Sibling rivalry–hiccups in my ordination process and being a pain-in-the-butt sister

The great thing about hanging out with people who think just like you is that you don’t have to think about the people who don’t think just like you.

The problem with hanging out with people who think just like you is that you forget that other people don’t think just like you.

The intersection of the great and the problem hit me straight between the eyes during my ordination process.

So…the people who think just like me:

See, the thing about seminary, or at least the thing about the seminary I went to, is that people can get into passionate and heated debates about such small minutiae (and have fun doing so) that you forget that you all agree on 90% of the important stuff.

Until your ordination interview.

One of my favorite jokes (and it KILLS at regional church events) is that I left Washington DC to go into ministry because I was tired of politics. (Seriously, that joke KILLS in my circles.)

So I checked my politics at the door when I wrote my first ordination essay. We were to write a spiritual autobiography. I’m NOT SAYING I thought it was fluff. I’m just saying it was a nice change of pace to be vulnerable and transparent and share my experience without having to filter it for the many ways it could be used against me.

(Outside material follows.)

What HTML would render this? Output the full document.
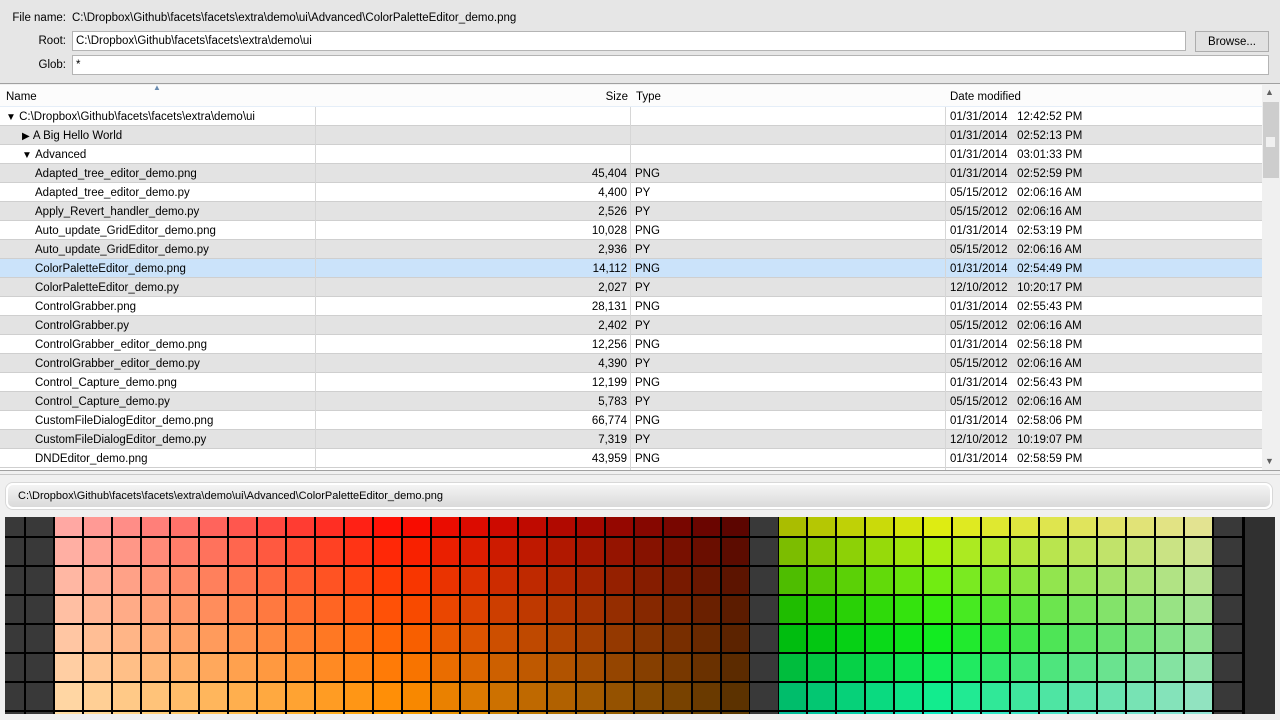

And, if you’ll forgive the foreshadowing, I’ll remind you that I had been lulled into a false sense of security by hanging out with my freakishly smart but by and large incredibly progressive classmates into believing that thoughtful people of faith from our particular tradition viewed the world pretty much the same way I did. After all, my evangelical friends had all but given up on me for pursuing ordination in a denomination that would allow me to pursue ordination. (Their concern wasn’t exclusively my gender but also my crazy politics and interfaith commitments.)

So I wrote a heartfelt reflection on my journey related to what my brainy friends would later teach me is called “soteriology,” or basically, “who gets saved and who goes to hell.” Now I think it’s worth noting that I love me some Jesus. Because of my politics (and my language, and my fondness for the fellas), people sometimes forget that I’m a little bit of a Jesus freak. So when I was in third grade, I naturally made friends with some very kind evangelical kids at school; one in particular, Debbie, helped me make my own profession of faith even when my church (and my mother) didn’t do stuff like that. I wrote about this in my spiritual autobiography and also wrote about how, when my grandmother in India died when I was in fifth grade, my good friend Debbie saw me on the playground and asked why I was sad. When I told her, she said, “I’m sorry.” Then she asked, “Was she a Christian?” “No,” I responded, a little defensively. “Like all of my family in India, she was Hindu.” “Well then I’m even more sorry she’s going to spend eternity in hell,” she responded genuinely, and skipped off to play on the monkey bars.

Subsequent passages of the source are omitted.